Which brings us to the intolerable self-involvement that the ultras tend to show in these situations. So many of these ultra controversies have only had tangential relationships to what happens on the pitch. I think about that vile incident with Juve’s Drughi insulting Gaetano Scirea’s widow when she pointed out that her husband wouldn’t support discriminatory chanting in the section of the stadium that bears his name. Great hill to die on, Drughi. Or the large-scale ultra protest over fan ID cards a few years back. It’s so narcissistic – none of these things have anything to do with wanting to see your football club do well. And that applies in this case too: Remember, Icardi did not disrespect the club in this last incident. He didn’t disrespect his teammates, or the fanbase as a whole, or even necessarily the ultras as a whole. He expressed poorly-worded anger toward a few specific figures who he thought were behaving inexcusably. But to the extremist ultra hive-mind, this disrespect trumps all concern for the state of the team. They actually applauded Icardi’s penalty miss, and clearly got into his head. How does that show respect for the club? You’d rather have Inter lose than see a player who hurt your feelings give the club a much-needed three points? Who are you in this for, anyway?

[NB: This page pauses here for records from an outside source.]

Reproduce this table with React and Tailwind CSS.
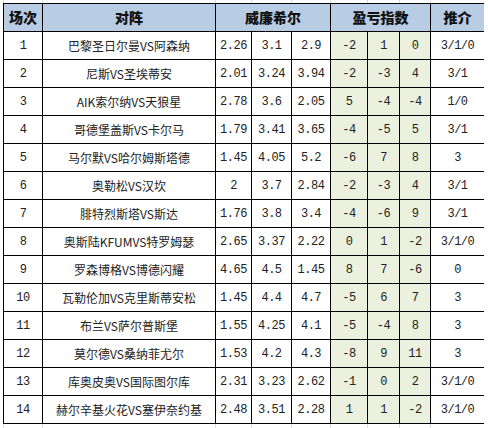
import React from "react";

const rows = [
  ["1", "巴黎圣日尔曼VS阿森纳", "2.26", "3.1", "2.9", "-2", "1", "0", "3/1/0"],
  ["2", "尼斯VS圣埃蒂安", "2.01", "3.24", "3.94", "-2", "-3", "4", "3/1"],
  ["3", "AIK索尔纳VS天狼星", "2.78", "3.6", "2.05", "5", "-4", "-4", "1/0"],
  ["4", "哥德堡盖斯VS卡尔马", "1.79", "3.41", "3.65", "-4", "-5", "5", "3/1"],
  ["5", "马尔默VS哈尔姆斯塔德", "1.45", "4.05", "5.2", "-6", "7", "8", "3"],
  ["6", "奥勒松VS汉坎", "2", "3.7", "2.84", "-2", "-3", "4", "3/1"],
  ["7", "腓特烈斯塔VS斯达", "1.76", "3.8", "3.4", "-4", "-6", "9", "3/1"],
  ["8", "奥斯陆KFUMVS特罗姆瑟", "2.65", "3.37", "2.22", "0", "1", "-2", "3/1/0"],
  ["9", "罗森博格VS博德闪耀", "4.65", "4.5", "1.45", "8", "7", "-6", "0"],
  ["10", "瓦勒伦加VS克里斯蒂安松", "1.45", "4.4", "4.7", "-5", "6", "7", "3"],
  ["11", "布兰VS萨尔普斯堡", "1.55", "4.25", "4.1", "-5", "-4", "8", "3"],
  ["12", "莫尔德VS桑纳菲尤尔", "1.53", "4.2", "4.3", "-8", "9", "11", "3"],
  ["13", "库奥皮奥VS国际图尔库", "2.31", "3.23", "2.62", "-1", "0", "2", "3/1/0"],
  ["14", "赫尔辛基火花VS塞伊奈约基", "2.48", "3.51", "2.28", "1", "1", "-2", "3/1/0"],
];

const cols = "grid-cols-[38px_172px_35px_39px_38px_36px_31px_30px_53px]";

// faint excel gridlines above / below the table
const GridStrip = ({ h }) => (
  <div className={`grid ${cols} gap-x-px bg-[#dcdcdc] border-x border-[#dcdcdc] ${h}`}>
    {Array.from({ length: 9 }).map((_, i) => (
      <div key={i} className="bg-white" />
    ))}
  </div>
);

const Head = ({ children, span }) => (
  <div
    className={`bg-[#b8cce4] h-[27px] flex items-center justify-center text-[14px] font-black text-[#111] ${span || ""}`}
  >
    {children}
  </div>
);

const Cell = ({ children, green, cjk }) => (
  <div
    className={`h-[27px] flex items-center justify-center text-[#222] ${
      green ? "bg-[#ebf1de]" : "bg-white"
    } ${cjk ? "text-[12px]" : "text-[12px] font-['Liberation_Mono',monospace] tracking-[-0.5px]"}`}
  >
    {children}
  </div>
);

export default function App() {
  return (
    <div className="w-[488px] h-[428px] bg-white overflow-hidden font-['Noto_Sans_CJK_SC','Noto_Sans',sans-serif]">
      <div className="ml-[3px] w-[481px]">
        <GridStrip h="h-[3px]" />
        <div className={`grid ${cols} gap-px bg-black border border-black`}>
          <Head>场次</Head>
          <Head>对阵</Head>
          <Head span="col-span-3">威廉希尔</Head>
          <Head span="col-span-3">盈亏指数</Head>
          <Head>推介</Head>
          {rows.map((r) => (
            <React.Fragment key={r[0]}>
              <Cell>{r[0]}</Cell>
              <Cell cjk>{r[1]}</Cell>
              <Cell>{r[2]}</Cell>
              <Cell>{r[3]}</Cell>
              <Cell>{r[4]}</Cell>
              <Cell green>{r[5]}</Cell>
              <Cell green>{r[6]}</Cell>
              <Cell green>{r[7]}</Cell>
              <Cell>{r[8]}</Cell>
            </React.Fragment>
          ))}
        </div>
        <GridStrip h="h-[6px]" />
      </div>
    </div>
  );
}
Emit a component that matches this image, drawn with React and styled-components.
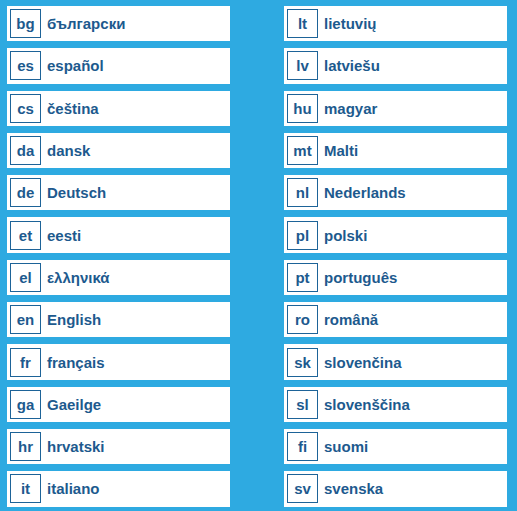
import React from 'react';
import styled, { createGlobalStyle } from 'styled-components';

const GlobalStyle = createGlobalStyle`
    html, body {
        margin: 0;
        padding: 0;
        background: #2eaae1;
    }
    body {
        font-family: "Liberation Sans", Arial, sans-serif;
    }
`;

const Page = styled.div`
    width: 517px;
    height: 511px;
    box-sizing: border-box;
    padding: 6px 10px 0 7px;
    background: #2eaae1;
`;

const Grid = styled.ul`
    list-style: none;
    margin: 0;
    padding: 0;
    display: grid;
    grid-template-columns: 223px 223px;
    grid-auto-flow: column;
    grid-template-rows: repeat(12, 35.3px);
    column-gap: 54px;
    row-gap: 7px;
`;

const Item = styled.li`
    display: flex;
    align-items: center;
    background: #fff;
    padding-left: 3px;
`;

const Code = styled.span`
    display: flex;
    align-items: center;
    justify-content: center;
    width: 29px;
    height: 27px;
    border: 1px solid #1d6398;
    color: #1d5a8e;
    font-size: 15px;
    font-weight: bold;
`;

const Name = styled.span`
    margin-left: 6px;
    color: #1d5a8e;
    font-size: 15px;
    font-weight: bold;
`;

const languages = [
    ['bg', 'български'],
    ['es', 'español'],
    ['cs', 'čeština'],
    ['da', 'dansk'],
    ['de', 'Deutsch'],
    ['et', 'eesti'],
    ['el', 'ελληνικά'],
    ['en', 'English'],
    ['fr', 'français'],
    ['ga', 'Gaeilge'],
    ['hr', 'hrvatski'],
    ['it', 'italiano'],
    ['lt', 'lietuvių'],
    ['lv', 'latviešu'],
    ['hu', 'magyar'],
    ['mt', 'Malti'],
    ['nl', 'Nederlands'],
    ['pl', 'polski'],
    ['pt', 'português'],
    ['ro', 'română'],
    ['sk', 'slovenčina'],
    ['sl', 'slovenščina'],
    ['fi', 'suomi'],
    ['sv', 'svenska'],
];

const App = () => {
    return (
        <Page>
            <GlobalStyle />
            <Grid>
                {languages.map(([code, name]) => (
                    <Item key={code} lang={code}>
                        <Code>{code}</Code>
                        <Name>{name}</Name>
                    </Item>
                ))}
            </Grid>
        </Page>
    );
};

export default App;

And then, of course, the ultras took it to a whole new level when they camped out and hung threatening banners outside of Icardi’s home. This is something else, something entirely uglier than even the nastiest matchday heckling. This is making a man feel in danger while in his own home, the home where his small children live. This is an echo of the darkness we saw in 2004, when angry Inter fans firebombed restaurants owned by Cannavaro and Vieri. This isn’t normal fandom, it’s violent psychosis.

And for what? I would never suggest that the hostility expressed by Inter supporters is responsible for any of the club’s failures in recent years, but man, it sure ain’t helping. How could it? How is constant cruelty supposed to motivate players to give that extra 10% for the club? Why would players want to go the extra mile to make people who destroy their property and threaten their lives happy? All it does is create an atmosphere of toxicity that will probably make our most talented player – moron that he is – happy to take a transfer somewhere else.

And the reason this pisses me off, is that in the popular imagination, these idiots somehow speak for me. Because they’re the loudest, most unreasonable voices in the room, the ones who are always present at the stadium, they can sometimes exert a real pull at the club. This is something that happens in fandom a lot – movie fandom, comic book fandom, all kinds – where the crazed minority opinion, very loudly expressed, ends up drowning out the far more rational majority who don’t have time to write angry letters, or tweet 20 times a day, or make giant, needlessly lengthy banners and hang them in the stadium hours beforehand. And so a company (or a film studio, or a football club) ends up making unwise decisions about issues that the majority of its customer base either doesn’t care about, or feels very differently about. Because all they can see is the guy frothing at the mouth with a pitchfork outside the gate.

So now, no matter what any of us think about it, or what the Inter-supporting Milanese mom who takes her kids to five home matches a year thinks about it, or what an Icardi jersey-buying teenager who lives in Sicily thinks about it, Icardi is now officially on poor terms with "the fans." His drop in form is going to be due to bad blood with "the fans," and when he goes to PSG or wherever in the summer, it’ll be because his relationship with "the fans" had reached a breaking point. And it doesn’t even matter what fans like us might think, because a few dozen thin-skinned, perpetually angry ultras have spoken for us all.